Exercise input.
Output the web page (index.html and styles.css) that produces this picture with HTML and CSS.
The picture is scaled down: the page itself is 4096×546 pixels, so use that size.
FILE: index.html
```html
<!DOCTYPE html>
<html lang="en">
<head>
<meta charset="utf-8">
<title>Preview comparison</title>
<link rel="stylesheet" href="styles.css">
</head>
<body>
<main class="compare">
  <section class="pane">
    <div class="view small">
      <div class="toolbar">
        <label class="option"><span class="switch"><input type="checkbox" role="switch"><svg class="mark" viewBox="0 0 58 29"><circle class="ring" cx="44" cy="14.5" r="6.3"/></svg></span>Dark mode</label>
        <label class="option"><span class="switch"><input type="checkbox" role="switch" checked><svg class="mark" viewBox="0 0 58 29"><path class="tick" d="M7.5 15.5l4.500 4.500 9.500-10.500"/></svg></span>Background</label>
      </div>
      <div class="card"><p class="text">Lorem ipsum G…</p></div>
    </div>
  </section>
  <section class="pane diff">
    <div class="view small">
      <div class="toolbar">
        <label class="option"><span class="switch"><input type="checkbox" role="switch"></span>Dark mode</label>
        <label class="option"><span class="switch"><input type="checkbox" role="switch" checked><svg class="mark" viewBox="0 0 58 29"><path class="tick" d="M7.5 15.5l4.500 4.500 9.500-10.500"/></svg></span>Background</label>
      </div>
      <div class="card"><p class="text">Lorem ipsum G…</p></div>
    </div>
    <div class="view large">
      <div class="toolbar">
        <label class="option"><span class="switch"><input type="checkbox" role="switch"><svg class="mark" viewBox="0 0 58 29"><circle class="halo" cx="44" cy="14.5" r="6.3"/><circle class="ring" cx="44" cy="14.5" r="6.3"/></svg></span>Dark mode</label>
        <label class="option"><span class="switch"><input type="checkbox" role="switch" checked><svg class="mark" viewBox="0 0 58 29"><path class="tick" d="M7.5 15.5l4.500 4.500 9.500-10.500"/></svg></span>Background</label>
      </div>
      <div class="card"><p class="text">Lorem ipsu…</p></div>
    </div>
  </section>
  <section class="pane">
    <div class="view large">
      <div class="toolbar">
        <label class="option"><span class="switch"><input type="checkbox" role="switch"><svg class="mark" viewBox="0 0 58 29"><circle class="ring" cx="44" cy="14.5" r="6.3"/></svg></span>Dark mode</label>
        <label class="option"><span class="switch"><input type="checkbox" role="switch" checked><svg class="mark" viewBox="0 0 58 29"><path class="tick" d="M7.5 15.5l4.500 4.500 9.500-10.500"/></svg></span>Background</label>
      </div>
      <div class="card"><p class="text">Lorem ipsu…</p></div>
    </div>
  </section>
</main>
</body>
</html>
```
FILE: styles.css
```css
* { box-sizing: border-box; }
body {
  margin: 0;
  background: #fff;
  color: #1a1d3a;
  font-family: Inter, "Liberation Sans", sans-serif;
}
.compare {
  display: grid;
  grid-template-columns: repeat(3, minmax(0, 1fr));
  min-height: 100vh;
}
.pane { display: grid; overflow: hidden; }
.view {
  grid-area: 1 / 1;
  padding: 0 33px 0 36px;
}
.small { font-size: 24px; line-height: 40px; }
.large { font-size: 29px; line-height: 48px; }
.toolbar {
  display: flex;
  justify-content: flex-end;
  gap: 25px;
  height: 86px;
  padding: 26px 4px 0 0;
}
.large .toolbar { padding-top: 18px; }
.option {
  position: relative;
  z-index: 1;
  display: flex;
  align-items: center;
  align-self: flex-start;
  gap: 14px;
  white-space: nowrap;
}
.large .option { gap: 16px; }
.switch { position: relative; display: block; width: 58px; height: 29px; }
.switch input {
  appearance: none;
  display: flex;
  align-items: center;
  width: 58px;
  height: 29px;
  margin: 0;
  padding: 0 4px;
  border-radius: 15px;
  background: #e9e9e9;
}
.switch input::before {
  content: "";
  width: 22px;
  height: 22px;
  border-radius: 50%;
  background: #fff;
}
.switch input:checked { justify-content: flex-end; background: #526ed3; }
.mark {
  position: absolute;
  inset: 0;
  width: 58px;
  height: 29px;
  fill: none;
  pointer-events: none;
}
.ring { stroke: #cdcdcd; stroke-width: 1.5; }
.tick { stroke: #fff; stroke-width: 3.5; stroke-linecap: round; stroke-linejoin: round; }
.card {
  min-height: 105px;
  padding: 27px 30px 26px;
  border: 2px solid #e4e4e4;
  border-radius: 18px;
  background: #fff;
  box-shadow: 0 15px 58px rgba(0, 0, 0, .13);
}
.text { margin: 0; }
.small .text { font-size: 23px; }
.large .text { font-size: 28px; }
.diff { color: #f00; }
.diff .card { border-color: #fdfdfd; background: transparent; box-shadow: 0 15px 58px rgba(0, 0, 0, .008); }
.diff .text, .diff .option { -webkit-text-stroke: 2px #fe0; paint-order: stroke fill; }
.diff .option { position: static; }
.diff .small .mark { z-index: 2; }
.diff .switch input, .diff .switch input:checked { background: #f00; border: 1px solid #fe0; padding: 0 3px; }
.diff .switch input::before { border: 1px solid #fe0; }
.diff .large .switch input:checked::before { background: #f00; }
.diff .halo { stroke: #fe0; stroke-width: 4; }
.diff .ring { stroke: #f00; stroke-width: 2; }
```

--

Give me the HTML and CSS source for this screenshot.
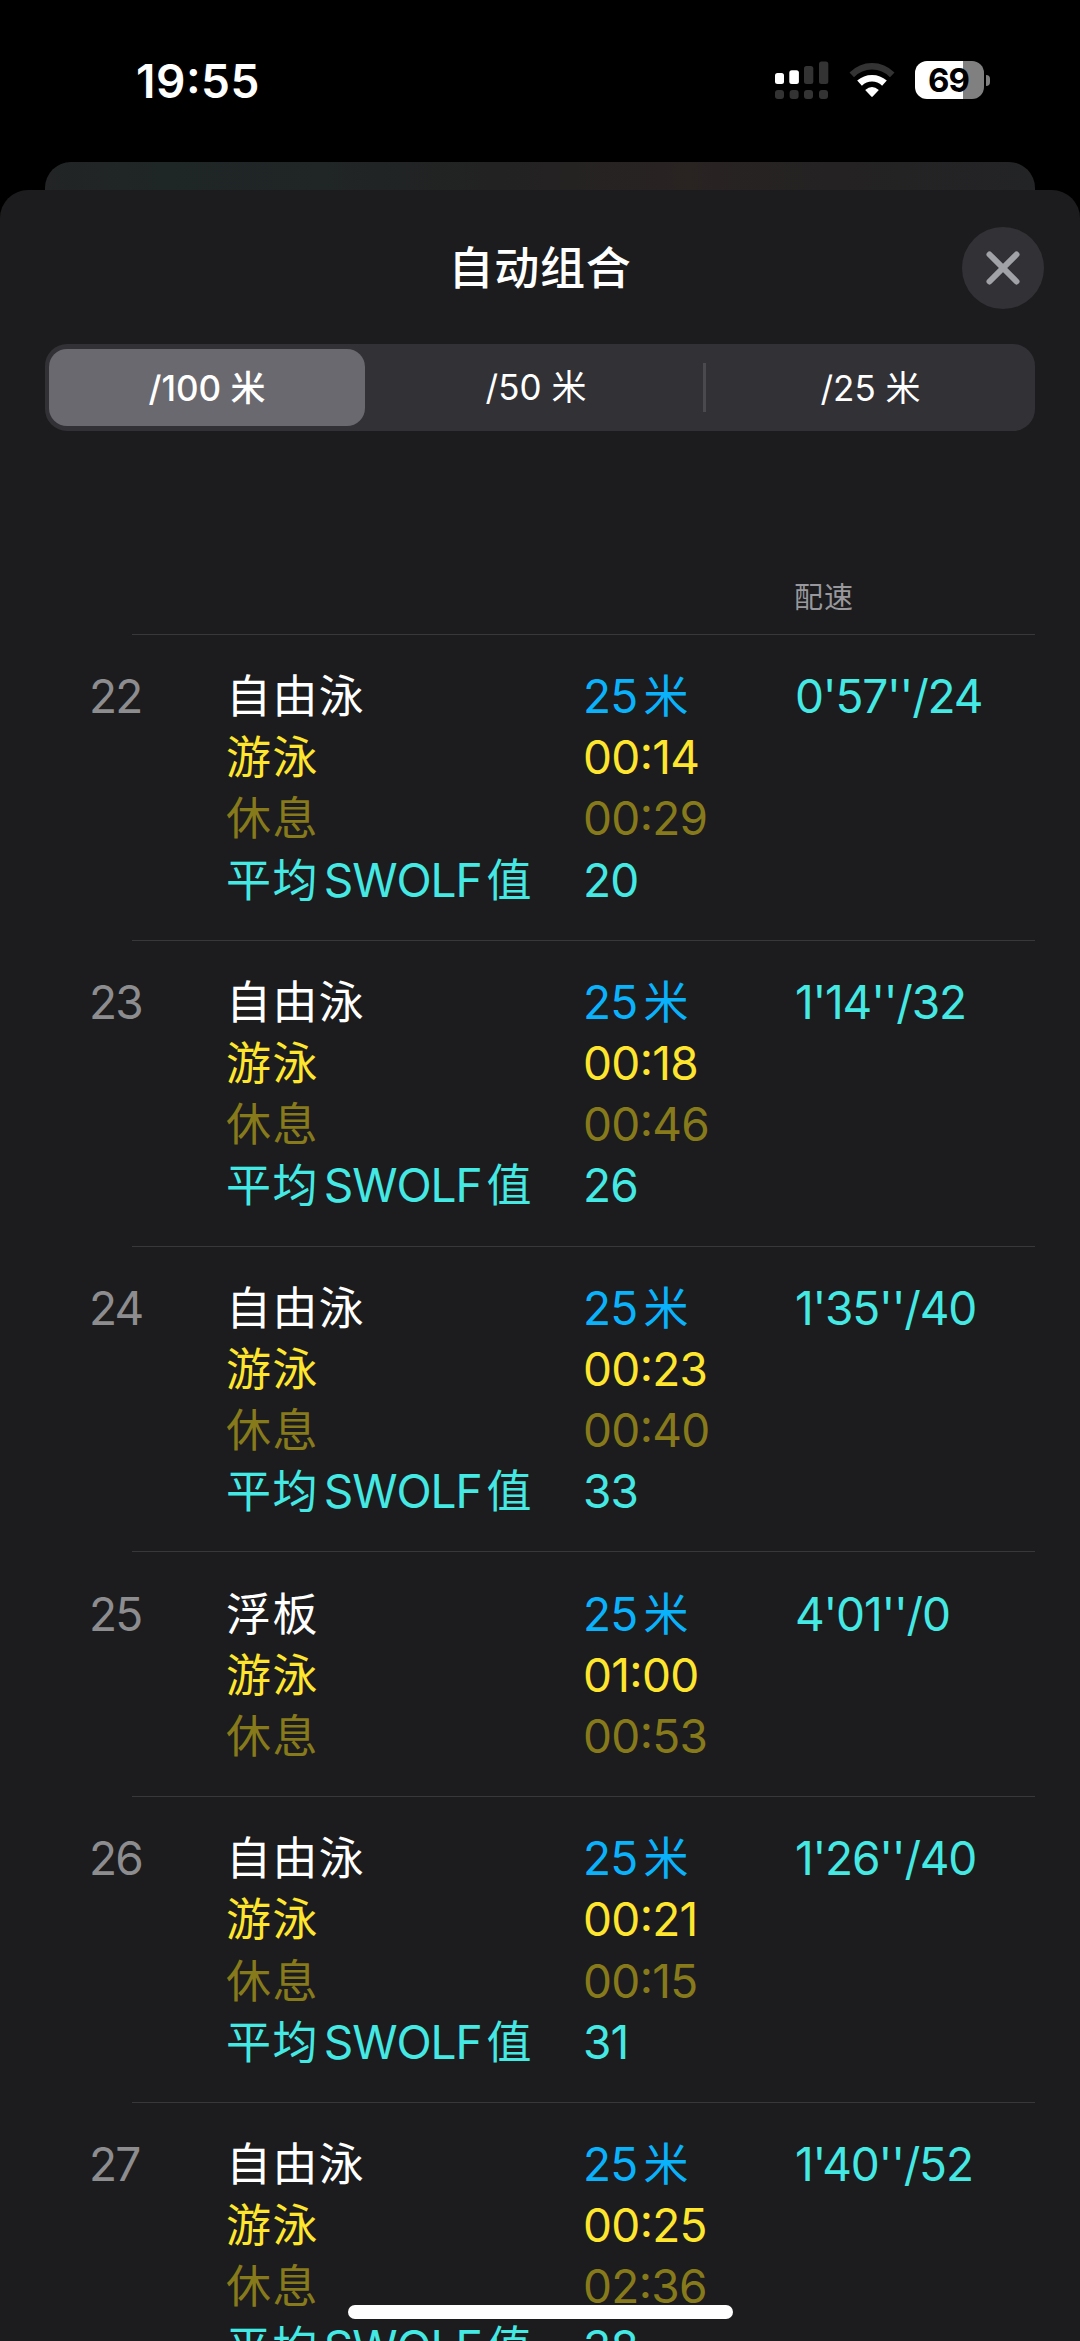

Stated task.
Collect the lines of the records that include the string "index".

Full answer.
Output the web page (index.html and styles.css) that produces this picture with HTML and CSS.
FILE: index.html
  z-index: 1;
.diff .small .mark { z-index: 2; }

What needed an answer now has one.